In the end, it was Ida who pushed herself to her feet, straightened the brim of her fur cap, and muttered,

"Well, why the hell not?"

The company man smiled, thinly.

"Come on through," he said. "I think we can find some other work for you while you're down there."

Basic Information

There is no effective method of communication across long distances through the wilds of Scandinavia. Phone and power lines are, for obvious reasons, exceptionally rare. For many, the only way to get missives to far-off family members or loved-ones is to visit a Budbarare station - a marginally safer prospect than simply entrusting their letters, often scrawled on the backs of pages out of old books, and their packages, to one of the traders' sleds. The postal agents themselves are Stagsfire employees; they oversee the transfer of narcotics from higher up in the Company just as much as mail.

The 'Baras' themselves are semi-freelancers - travellers and vagrants can approach a station and ask to carry post whichever way they're headed. First-timers can expect a pittance for their trouble; trusted couriers charge high rates. Most highly-favoured Baras will even be trusted with the Stagsfire Company's own correspondence. They'll be handed a red armband, intended to signify that they have no allegiance. More naive Baras will actually wear these - experienced couriers hide them in their pockets and only bring them out when they encounter other Stagsfire men and women who could be persuaded to help them out in the wilds. Wearing a Budbarare armband is a sign of allegiance to Stagsfire in hostile areas in Sweden...and even to unaligned banditry, the distinctive red band suggests that this traveller may be carrying money or supplies.
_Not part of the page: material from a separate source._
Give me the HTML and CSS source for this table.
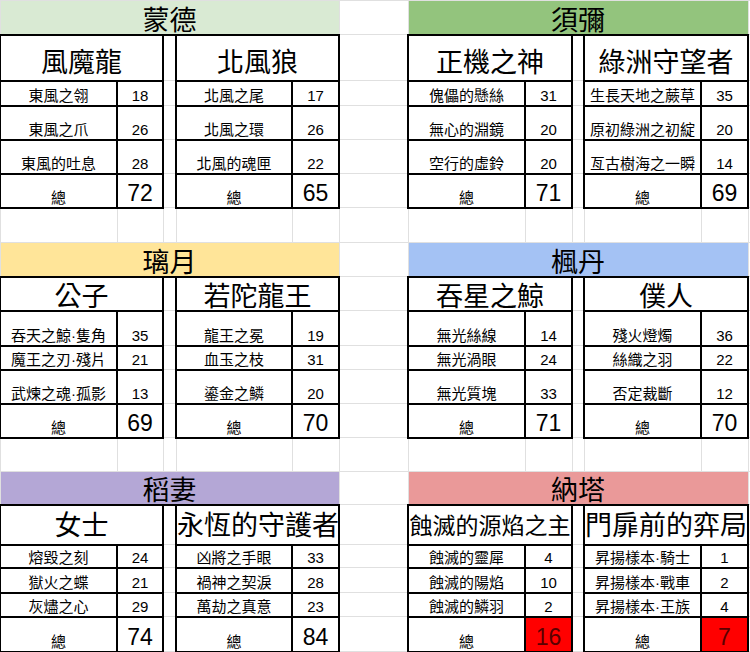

The couriers will, if they're sensible, hitch lifts with sleds and even the occasional caravan that's headed vaguely in their direction, travelling down one of the established trade routes for protection. (Even this, of course, is fraught with danger.) The slowness of such an indirect travel method means that mail frequently turns up weeks, or months late - if at all. Baras, however, are highly thought-of for even managing to get so far - a courier who arrives safely at their destination can expect a safe place to stay and a bottle of liquor from the grateful recipient.

Aims

Well, we need post. And a chance for the PC to get a little cash (potentially a lot) in their travels. The trick, presumably, would be avoiding the situation *feeling* like FedEx quests.